**PROVIDED MATERIAL**
================

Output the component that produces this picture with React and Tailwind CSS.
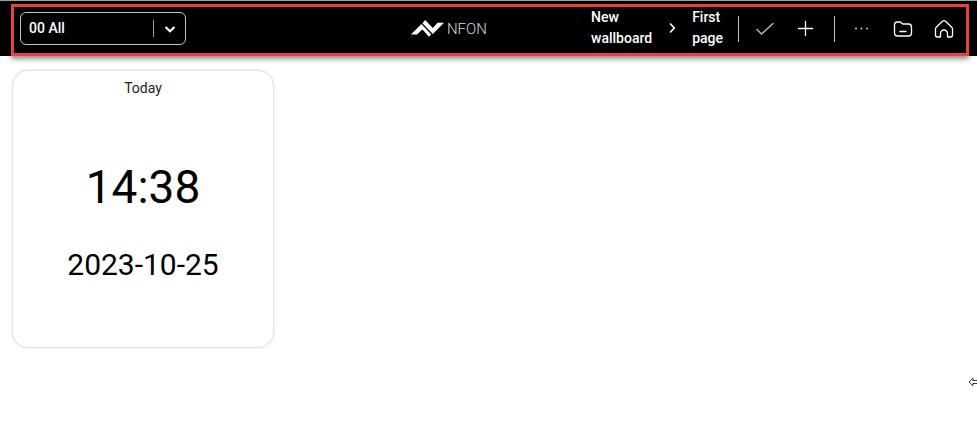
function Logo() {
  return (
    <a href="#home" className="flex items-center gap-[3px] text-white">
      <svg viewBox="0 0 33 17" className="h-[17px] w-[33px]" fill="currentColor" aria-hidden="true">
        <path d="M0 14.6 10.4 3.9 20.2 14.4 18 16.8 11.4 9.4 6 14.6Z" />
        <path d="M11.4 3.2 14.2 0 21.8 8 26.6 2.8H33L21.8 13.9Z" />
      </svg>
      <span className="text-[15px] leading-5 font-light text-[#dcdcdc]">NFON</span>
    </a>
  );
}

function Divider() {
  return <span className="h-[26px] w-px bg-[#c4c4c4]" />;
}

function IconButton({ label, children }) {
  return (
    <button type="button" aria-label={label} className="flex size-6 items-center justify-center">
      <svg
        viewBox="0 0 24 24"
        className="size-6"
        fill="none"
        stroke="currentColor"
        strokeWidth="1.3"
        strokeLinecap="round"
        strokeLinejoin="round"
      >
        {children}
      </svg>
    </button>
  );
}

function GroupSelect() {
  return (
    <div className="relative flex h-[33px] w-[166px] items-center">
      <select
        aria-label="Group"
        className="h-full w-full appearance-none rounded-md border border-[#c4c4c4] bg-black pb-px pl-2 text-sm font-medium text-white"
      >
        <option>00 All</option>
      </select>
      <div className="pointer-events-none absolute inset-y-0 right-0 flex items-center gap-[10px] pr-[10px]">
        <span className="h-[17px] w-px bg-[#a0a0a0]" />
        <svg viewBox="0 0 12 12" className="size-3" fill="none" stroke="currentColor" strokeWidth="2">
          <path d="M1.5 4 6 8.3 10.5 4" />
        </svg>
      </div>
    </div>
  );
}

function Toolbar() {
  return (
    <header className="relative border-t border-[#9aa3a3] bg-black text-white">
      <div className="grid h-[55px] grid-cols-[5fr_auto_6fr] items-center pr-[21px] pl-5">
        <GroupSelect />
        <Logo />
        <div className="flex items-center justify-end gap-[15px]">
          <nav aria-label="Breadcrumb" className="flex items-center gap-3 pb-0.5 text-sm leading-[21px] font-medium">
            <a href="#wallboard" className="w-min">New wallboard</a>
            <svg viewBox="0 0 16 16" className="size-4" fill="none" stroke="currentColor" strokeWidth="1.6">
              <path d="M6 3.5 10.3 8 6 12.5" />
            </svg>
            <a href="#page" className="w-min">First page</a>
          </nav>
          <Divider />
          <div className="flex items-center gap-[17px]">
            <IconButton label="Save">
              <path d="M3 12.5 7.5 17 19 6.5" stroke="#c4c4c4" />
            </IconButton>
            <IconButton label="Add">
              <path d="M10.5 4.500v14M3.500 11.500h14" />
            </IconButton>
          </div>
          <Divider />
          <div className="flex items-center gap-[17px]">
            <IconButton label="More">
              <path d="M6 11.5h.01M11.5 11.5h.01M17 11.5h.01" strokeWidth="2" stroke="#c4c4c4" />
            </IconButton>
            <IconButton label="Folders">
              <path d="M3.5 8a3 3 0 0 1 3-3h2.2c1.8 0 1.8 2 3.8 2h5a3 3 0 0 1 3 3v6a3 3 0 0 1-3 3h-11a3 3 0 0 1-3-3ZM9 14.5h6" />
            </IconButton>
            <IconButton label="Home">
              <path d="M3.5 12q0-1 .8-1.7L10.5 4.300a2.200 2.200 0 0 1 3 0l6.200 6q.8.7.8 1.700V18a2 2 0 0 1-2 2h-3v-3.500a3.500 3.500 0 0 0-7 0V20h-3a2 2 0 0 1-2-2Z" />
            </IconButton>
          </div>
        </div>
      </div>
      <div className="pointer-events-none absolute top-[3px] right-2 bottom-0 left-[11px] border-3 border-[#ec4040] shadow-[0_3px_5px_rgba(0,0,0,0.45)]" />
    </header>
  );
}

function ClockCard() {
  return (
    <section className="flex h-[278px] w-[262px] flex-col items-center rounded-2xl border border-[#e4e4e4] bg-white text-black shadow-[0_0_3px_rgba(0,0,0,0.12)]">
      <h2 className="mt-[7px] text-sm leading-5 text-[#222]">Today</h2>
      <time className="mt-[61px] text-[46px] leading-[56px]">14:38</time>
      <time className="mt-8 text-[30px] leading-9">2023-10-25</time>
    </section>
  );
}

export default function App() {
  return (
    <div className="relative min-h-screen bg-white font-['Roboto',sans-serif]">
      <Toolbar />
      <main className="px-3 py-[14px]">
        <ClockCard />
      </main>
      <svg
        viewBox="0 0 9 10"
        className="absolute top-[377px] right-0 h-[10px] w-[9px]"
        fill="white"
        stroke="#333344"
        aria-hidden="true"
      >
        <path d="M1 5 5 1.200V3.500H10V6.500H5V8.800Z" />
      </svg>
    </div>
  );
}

================

Transcribe the listing in full and omit the pictures.

**EXERCISE SOLUTION**
Output the component that produces this picture with React and Tailwind CSS.
function Logo() {
  return (
    <a href="#home" className="flex items-center gap-[3px] text-white">
      <svg viewBox="0 0 33 17" className="h-[17px] w-[33px]" fill="currentColor" aria-hidden="true">
        <path d="M0 14.6 10.4 3.9 20.2 14.4 18 16.8 11.4 9.4 6 14.6Z" />
        <path d="M11.4 3.2 14.2 0 21.8 8 26.6 2.8H33L21.8 13.9Z" />
      </svg>
      <span className="text-[15px] leading-5 font-light text-[#dcdcdc]">NFON</span>
    </a>
  );
}

function Divider() {
  return <span className="h-[26px] w-px bg-[#c4c4c4]" />;
}

function IconButton({ label, children }) {
  return (
    <button type="button" aria-label={label} className="flex size-6 items-center justify-center">
      <svg
        viewBox="0 0 24 24"
        className="size-6"
        fill="none"
        stroke="currentColor"
        strokeWidth="1.3"
        strokeLinecap="round"
        strokeLinejoin="round"
      >
        {children}
      </svg>
    </button>
  );
}

function GroupSelect() {
  return (
    <div className="relative flex h-[33px] w-[166px] items-center">
      <select
        aria-label="Group"
        className="h-full w-full appearance-none rounded-md border border-[#c4c4c4] bg-black pb-px pl-2 text-sm font-medium text-white"
      >
        <option>00 All</option>
      </select>
      <div className="pointer-events-none absolute inset-y-0 right-0 flex items-center gap-[10px] pr-[10px]">
        <span className="h-[17px] w-px bg-[#a0a0a0]" />
        <svg viewBox="0 0 12 12" className="size-3" fill="none" stroke="currentColor" strokeWidth="2">
          <path d="M1.5 4 6 8.3 10.5 4" />
        </svg>
      </div>
    </div>
  );
}

function Toolbar() {
  return (
    <header className="relative border-t border-[#9aa3a3] bg-black text-white">
      <div className="grid h-[55px] grid-cols-[5fr_auto_6fr] items-center pr-[21px] pl-5">
        <GroupSelect />
        <Logo />
        <div className="flex items-center justify-end gap-[15px]">
          <nav aria-label="Breadcrumb" className="flex items-center gap-3 pb-0.5 text-sm leading-[21px] font-medium">
            <a href="#wallboard" className="w-min">New wallboard</a>
            <svg viewBox="0 0 16 16" className="size-4" fill="none" stroke="currentColor" strokeWidth="1.6">
              <path d="M6 3.5 10.3 8 6 12.5" />
            </svg>
            <a href="#page" className="w-min">First page</a>
          </nav>
          <Divider />
          <div className="flex items-center gap-[17px]">
            <IconButton label="Save">
              <path d="M3 12.5 7.5 17 19 6.5" stroke="#c4c4c4" />
            </IconButton>
            <IconButton label="Add">
              <path d="M10.5 4.500v14M3.500 11.500h14" />
            </IconButton>
          </div>
          <Divider />
          <div className="flex items-center gap-[17px]">
            <IconButton label="More">
              <path d="M6 11.5h.01M11.5 11.5h.01M17 11.5h.01" strokeWidth="2" stroke="#c4c4c4" />
            </IconButton>
            <IconButton label="Folders">
              <path d="M3.5 8a3 3 0 0 1 3-3h2.2c1.8 0 1.8 2 3.8 2h5a3 3 0 0 1 3 3v6a3 3 0 0 1-3 3h-11a3 3 0 0 1-3-3ZM9 14.5h6" />
            </IconButton>
            <IconButton label="Home">
              <path d="M3.5 12q0-1 .8-1.7L10.5 4.300a2.200 2.200 0 0 1 3 0l6.200 6q.8.7.8 1.700V18a2 2 0 0 1-2 2h-3v-3.500a3.500 3.500 0 0 0-7 0V20h-3a2 2 0 0 1-2-2Z" />
            </IconButton>
          </div>
        </div>
      </div>
      <div className="pointer-events-none absolute top-[3px] right-2 bottom-0 left-[11px] border-3 border-[#ec4040] shadow-[0_3px_5px_rgba(0,0,0,0.45)]" />
    </header>
  );
}

function ClockCard() {
  return (
    <section className="flex h-[278px] w-[262px] flex-col items-center rounded-2xl border border-[#e4e4e4] bg-white text-black shadow-[0_0_3px_rgba(0,0,0,0.12)]">
      <h2 className="mt-[7px] text-sm leading-5 text-[#222]">Today</h2>
      <time className="mt-[61px] text-[46px] leading-[56px]">14:38</time>
      <time className="mt-8 text-[30px] leading-9">2023-10-25</time>
    </section>
  );
}

export default function App() {
  return (
    <div className="relative min-h-screen bg-white font-['Roboto',sans-serif]">
      <Toolbar />
      <main className="px-3 py-[14px]">
        <ClockCard />
      </main>
      <svg
        viewBox="0 0 9 10"
        className="absolute top-[377px] right-0 h-[10px] w-[9px]"
        fill="white"
        stroke="#333344"
        aria-hidden="true"
      >
        <path d="M1 5 5 1.200V3.500H10V6.500H5V8.800Z" />
      </svg>
    </div>
  );
}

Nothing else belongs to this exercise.